Objective: Restate the full listing word for word and leave the pictures out.
* begin Data excerpt *
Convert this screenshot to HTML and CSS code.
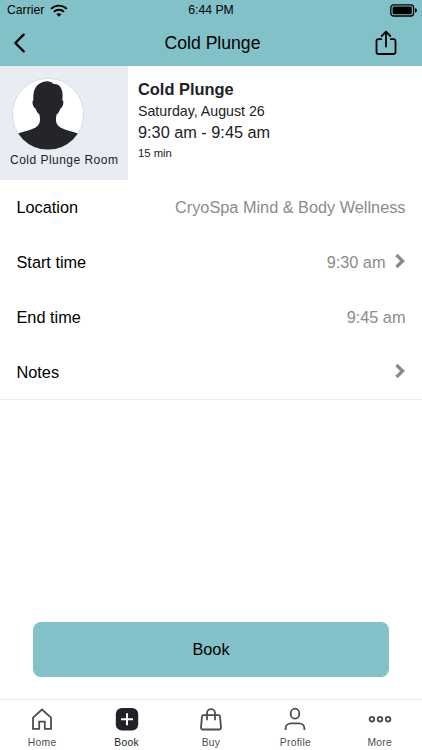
FILE: index.html
```html
<!DOCTYPE html>
<html lang="en">
<head>
<meta charset="utf-8">
<title>Cold Plunge</title>
<link rel="stylesheet" href="styles.css">
</head>
<body>
<div class="screen">
  <header class="header">
    <div class="status">
      <div class="carrier"><span>Carrier</span>
        <svg width="18" height="13" viewBox="0 0 18 13" fill="none" stroke="#000" stroke-width="1.9"><path d="M1 4.9C5.4.5 12.4.5 16.8 4.9M3.8 7.9C6.7 5 11.1 5 14 7.9"/><path d="M6.4 10.2c1.4-1.4 3.6-1.4 5 0L8.9 12.7z" fill="#000" stroke="none"/></svg>
      </div>
      <span class="clock">6:44 PM</span>
      <svg class="battery" width="28" height="13" viewBox="0 0 28 13"><rect x=".8" y=".8" width="22.8" height="11.2" rx="2.8" fill="none" stroke="#000" stroke-width="1.3"/><rect x="2.6" y="2.6" width="19.2" height="7.6" rx="1.3"/><path d="M25 4.2c2.6.5 2.6 3.9 0 4.4z"/></svg>
    </div>
    <div class="nav">
      <svg width="14" height="22" viewBox="0 0 14 22" fill="none" stroke="#000" stroke-width="2.3" stroke-linecap="round" stroke-linejoin="round"><path d="M10.7 2.6 2.3 11l8.4 8.4"/></svg>
      <h1>Cold Plunge</h1>
      <svg width="22" height="26" viewBox="0 0 22 26" fill="none" stroke="#000" stroke-width="1.8" stroke-linecap="round" stroke-linejoin="round"><path d="M6.3 9.1H3.6a2.1 2.1 0 0 0-2.1 2.1v10.7A2.1 2.1 0 0 0 3.6 24h14.8a2.1 2.1 0 0 0 2.1-2.1V11.2a2.1 2.1 0 0 0-2.1-2.1H15.7M11 16.5V2M6.7 6 11 1.7 15.300 6"/></svg>
    </div>
  </header>
  <section class="summary">
    <div class="room">
      <svg class="avatar" width="72" height="72" viewBox="0 0 72 72"><defs><clipPath id="disc"><circle cx="36" cy="36" r="35.6"/></clipPath></defs><circle cx="36" cy="36" r="35.6" fill="#fff" stroke="#cfd1d4" stroke-width=".7"/><path clip-path="url(#disc)" fill="#232529" d="M0 58.500C7 53.500 20 53 25.500 48c3-3 2.800-7 1.900-11.500C25.500 35 24.300 33 23.800 30.700c-3-1.500-4.200-7-2.400-9C20.800 12 24 6 31 4c4-1.200 8-.8 10.500 2 4.500-.8 7.800 2.500 8.700 7.500.6 3 .4 5.500.1 8.200 2.200 2 .8 7.500-2.100 9-.6 2.500-1.600 4.400-3.600 5.800-.9 4.500-1.100 8.500 1.900 11.500 5.500 5 18.500 5.500 25.500 10.500V72H0z"/></svg>
      <span>Cold Plunge Room</span>
    </div>
    <div class="details">
      <h2>Cold Plunge</h2>
      <p class="date">Saturday, August 26</p>
      <p class="time">9:30 am - 9:45 am</p>
      <p class="duration">15 min</p>
    </div>
  </section>
  <section class="fields">
    <div class="row"><span>Location</span><span class="value">CryoSpa Mind &amp; Body Wellness</span></div>
    <div class="row"><span>Start time</span><span class="value">9:30 am<svg class="chevron" width="11" height="16" viewBox="0 0 11 16"><path d="m1.500 2 6 6-6 6"/></svg></span></div>
    <div class="row"><span>End time</span><span class="value">9:45 am</span></div>
    <div class="row"><span>Notes</span><span class="value"><svg class="chevron" width="11" height="16" viewBox="0 0 11 16"><path d="m1.500 2 6 6-6 6"/></svg></span></div>
  </section>
  <button class="book">Book</button>
  <nav class="tabs">
    <div class="tab"><svg width="24" height="24" viewBox="0 0 24 24"><path d="M3 10.600 12 2.500l9 8.100v11.300h-6.200v-7.300H9.200v7.300H3z"/></svg><span>Home</span></div>
    <div class="tab active"><svg width="24" height="24" viewBox="0 0 24 24"><rect x=".8" y="1" width="22.400" height="22.400" rx="6" fill="#202228" stroke="none"/><path d="M12 6.200v12M6 12.200h12" stroke="#fff" stroke-width="2"/></svg><span>Book</span></div>
    <div class="tab"><svg width="24" height="24" viewBox="0 0 24 24"><path d="M4.300 8.200h15.400q1.100 0 1.300 1.100l1 11q.1 2.200-2 2.200H4q-2.100 0-2-2.200l1-11q.2-1.100 1.300-1.100zM8 12.500V6.100a4 4 0 0 1 8 0v6.400" stroke-linecap="round"/></svg><span>Buy</span></div>
    <div class="tab"><svg width="24" height="24" viewBox="0 0 24 24"><ellipse cx="12" cy="6.700" rx="4.300" ry="5"/><path d="M2.600 23v-1.500c0-3 2.500-5.200 5.500-5.200h7.800c3 0 5.500 2.200 5.500 5.200V23"/></svg><span>Profile</span></div>
    <div class="tab"><svg width="24" height="24" viewBox="0 0 24 24"><circle cx="3.900" cy="12.200" r="2.300"/><circle cx="12" cy="12.200" r="2.300"/><circle cx="20.100" cy="12.200" r="2.300"/></svg><span>More</span></div>
  </nav>
</div>
</body>
</html>
```
FILE: styles.css
```css
* { box-sizing: border-box; }
body { margin: 0; background: #fff; font-family: "Liberation Sans", Arial, sans-serif; }
h1, h2, p { margin: 0; }
svg { display: block; flex: none; }

.screen { width: 422px; height: 750px; display: flex; flex-direction: column; color: #000; font-size: 16.3px; }

.header { height: 66.4px; background: #82c1c8; }
.status { height: 20px; display: grid; grid-template-columns: 1fr auto 1fr; align-items: center; padding: 0 4px 0 7px; font-size: 12.2px; line-height: 20px; }
.clock { margin-right: 3px; }
.carrier { display: flex; align-items: center; gap: 6px; }
.battery { justify-self: end; }
.nav { height: 46px; display: grid; grid-template-columns: 1fr auto 1fr; align-items: center; padding: 0 25px 0 13px; }
.nav h1 { font-size: 17.6px; font-weight: 400; padding-left: 15px; }
.nav svg:last-child { justify-self: end; }

.summary { height: 113.6px; display: flex; color: #202228; }
.room { width: 128px; background: #e9ecf2; padding: 11.6px 0 0 10px; font-size: 12px; letter-spacing: .48px; line-height: 21px; white-space: nowrap; }
.avatar { margin-left: 2px; }
.details { padding: 11.6px 0 0 10px; }
.details h2 { font-size: 16.4px; line-height: 22px; }
.date { font-size: 14.2px; line-height: 22px; }
.time { line-height: 21px; }
.duration { font-size: 11.3px; line-height: 20px; }

.fields { height: 220px; border-bottom: 1px solid #eee; }
.row { height: 55px; display: flex; align-items: center; justify-content: space-between; padding: 0 16.5px; }
.value { display: flex; align-items: center; color: #8b8b8b; }
.chevron { margin: -2px 0 0 9px; fill: none; stroke: #8b8b8b; stroke-width: 3.4; }

.book { margin: auto 33px 22px; height: 55px; border: 0; border-radius: 8px; background: #82c1c8; color: #000; font: inherit; }

.tabs { height: 51px; display: grid; grid-template-columns: repeat(5, 1fr); border-top: 1px solid #eee; }
.tab { display: flex; flex-direction: column; align-items: center; padding-top: 7px; color: #4b4d53; font-size: 10.3px; letter-spacing: .3px; line-height: 24px; }
.tab svg { fill: none; stroke: currentColor; stroke-width: 1.8; }
.active { color: #202228; }
```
* end Data excerpt *
Response:
Convert this screenshot to HTML and CSS code.
FILE: index.html
```html
<!DOCTYPE html>
<html lang="en">
<head>
<meta charset="utf-8">
<title>Cold Plunge</title>
<link rel="stylesheet" href="styles.css">
</head>
<body>
<div class="screen">
  <header class="header">
    <div class="status">
      <div class="carrier"><span>Carrier</span>
        <svg width="18" height="13" viewBox="0 0 18 13" fill="none" stroke="#000" stroke-width="1.9"><path d="M1 4.9C5.4.5 12.4.5 16.8 4.9M3.8 7.9C6.7 5 11.1 5 14 7.9"/><path d="M6.4 10.2c1.4-1.4 3.6-1.4 5 0L8.9 12.7z" fill="#000" stroke="none"/></svg>
      </div>
      <span class="clock">6:44 PM</span>
      <svg class="battery" width="28" height="13" viewBox="0 0 28 13"><rect x=".8" y=".8" width="22.8" height="11.2" rx="2.8" fill="none" stroke="#000" stroke-width="1.3"/><rect x="2.6" y="2.6" width="19.2" height="7.6" rx="1.3"/><path d="M25 4.2c2.6.5 2.6 3.9 0 4.4z"/></svg>
    </div>
    <div class="nav">
      <svg width="14" height="22" viewBox="0 0 14 22" fill="none" stroke="#000" stroke-width="2.3" stroke-linecap="round" stroke-linejoin="round"><path d="M10.7 2.6 2.3 11l8.4 8.4"/></svg>
      <h1>Cold Plunge</h1>
      <svg width="22" height="26" viewBox="0 0 22 26" fill="none" stroke="#000" stroke-width="1.8" stroke-linecap="round" stroke-linejoin="round"><path d="M6.3 9.1H3.6a2.1 2.1 0 0 0-2.1 2.1v10.7A2.1 2.1 0 0 0 3.6 24h14.8a2.1 2.1 0 0 0 2.1-2.1V11.2a2.1 2.1 0 0 0-2.1-2.1H15.7M11 16.5V2M6.7 6 11 1.7 15.300 6"/></svg>
    </div>
  </header>
  <section class="summary">
    <div class="room">
      <svg class="avatar" width="72" height="72" viewBox="0 0 72 72"><defs><clipPath id="disc"><circle cx="36" cy="36" r="35.6"/></clipPath></defs><circle cx="36" cy="36" r="35.6" fill="#fff" stroke="#cfd1d4" stroke-width=".7"/><path clip-path="url(#disc)" fill="#232529" d="M0 58.500C7 53.500 20 53 25.500 48c3-3 2.800-7 1.900-11.500C25.500 35 24.300 33 23.800 30.700c-3-1.500-4.200-7-2.400-9C20.800 12 24 6 31 4c4-1.200 8-.8 10.500 2 4.500-.8 7.800 2.500 8.700 7.500.6 3 .4 5.500.1 8.200 2.200 2 .8 7.500-2.100 9-.6 2.500-1.600 4.400-3.600 5.800-.9 4.500-1.100 8.500 1.900 11.500 5.500 5 18.500 5.500 25.500 10.500V72H0z"/></svg>
      <span>Cold Plunge Room</span>
    </div>
    <div class="details">
      <h2>Cold Plunge</h2>
      <p class="date">Saturday, August 26</p>
      <p class="time">9:30 am - 9:45 am</p>
      <p class="duration">15 min</p>
    </div>
  </section>
  <section class="fields">
    <div class="row"><span>Location</span><span class="value">CryoSpa Mind &amp; Body Wellness</span></div>
    <div class="row"><span>Start time</span><span class="value">9:30 am<svg class="chevron" width="11" height="16" viewBox="0 0 11 16"><path d="m1.500 2 6 6-6 6"/></svg></span></div>
    <div class="row"><span>End time</span><span class="value">9:45 am</span></div>
    <div class="row"><span>Notes</span><span class="value"><svg class="chevron" width="11" height="16" viewBox="0 0 11 16"><path d="m1.500 2 6 6-6 6"/></svg></span></div>
  </section>
  <button class="book">Book</button>
  <nav class="tabs">
    <div class="tab"><svg width="24" height="24" viewBox="0 0 24 24"><path d="M3 10.600 12 2.500l9 8.100v11.300h-6.200v-7.300H9.200v7.300H3z"/></svg><span>Home</span></div>
    <div class="tab active"><svg width="24" height="24" viewBox="0 0 24 24"><rect x=".8" y="1" width="22.400" height="22.400" rx="6" fill="#202228" stroke="none"/><path d="M12 6.200v12M6 12.200h12" stroke="#fff" stroke-width="2"/></svg><span>Book</span></div>
    <div class="tab"><svg width="24" height="24" viewBox="0 0 24 24"><path d="M4.300 8.200h15.400q1.100 0 1.300 1.100l1 11q.1 2.200-2 2.200H4q-2.100 0-2-2.200l1-11q.2-1.100 1.300-1.100zM8 12.500V6.100a4 4 0 0 1 8 0v6.400" stroke-linecap="round"/></svg><span>Buy</span></div>
    <div class="tab"><svg width="24" height="24" viewBox="0 0 24 24"><ellipse cx="12" cy="6.700" rx="4.300" ry="5"/><path d="M2.600 23v-1.500c0-3 2.500-5.200 5.500-5.200h7.800c3 0 5.500 2.200 5.500 5.200V23"/></svg><span>Profile</span></div>
    <div class="tab"><svg width="24" height="24" viewBox="0 0 24 24"><circle cx="3.900" cy="12.200" r="2.300"/><circle cx="12" cy="12.200" r="2.300"/><circle cx="20.100" cy="12.200" r="2.300"/></svg><span>More</span></div>
  </nav>
</div>
</body>
</html>
```
FILE: styles.css
```css
* { box-sizing: border-box; }
body { margin: 0; background: #fff; font-family: "Liberation Sans", Arial, sans-serif; }
h1, h2, p { margin: 0; }
svg { display: block; flex: none; }

.screen { width: 422px; height: 750px; display: flex; flex-direction: column; color: #000; font-size: 16.3px; }

.header { height: 66.4px; background: #82c1c8; }
.status { height: 20px; display: grid; grid-template-columns: 1fr auto 1fr; align-items: center; padding: 0 4px 0 7px; font-size: 12.2px; line-height: 20px; }
.clock { margin-right: 3px; }
.carrier { display: flex; align-items: center; gap: 6px; }
.battery { justify-self: end; }
.nav { height: 46px; display: grid; grid-template-columns: 1fr auto 1fr; align-items: center; padding: 0 25px 0 13px; }
.nav h1 { font-size: 17.6px; font-weight: 400; padding-left: 15px; }
.nav svg:last-child { justify-self: end; }

.summary { height: 113.6px; display: flex; color: #202228; }
.room { width: 128px; background: #e9ecf2; padding: 11.6px 0 0 10px; font-size: 12px; letter-spacing: .48px; line-height: 21px; white-space: nowrap; }
.avatar { margin-left: 2px; }
.details { padding: 11.6px 0 0 10px; }
.details h2 { font-size: 16.4px; line-height: 22px; }
.date { font-size: 14.2px; line-height: 22px; }
.time { line-height: 21px; }
.duration { font-size: 11.3px; line-height: 20px; }

.fields { height: 220px; border-bottom: 1px solid #eee; }
.row { height: 55px; display: flex; align-items: center; justify-content: space-between; padding: 0 16.5px; }
.value { display: flex; align-items: center; color: #8b8b8b; }
.chevron { margin: -2px 0 0 9px; fill: none; stroke: #8b8b8b; stroke-width: 3.4; }

.book { margin: auto 33px 22px; height: 55px; border: 0; border-radius: 8px; background: #82c1c8; color: #000; font: inherit; }

.tabs { height: 51px; display: grid; grid-template-columns: repeat(5, 1fr); border-top: 1px solid #eee; }
.tab { display: flex; flex-direction: column; align-items: center; padding-top: 7px; color: #4b4d53; font-size: 10.3px; letter-spacing: .3px; line-height: 24px; }
.tab svg { fill: none; stroke: currentColor; stroke-width: 1.8; }
.active { color: #202228; }
```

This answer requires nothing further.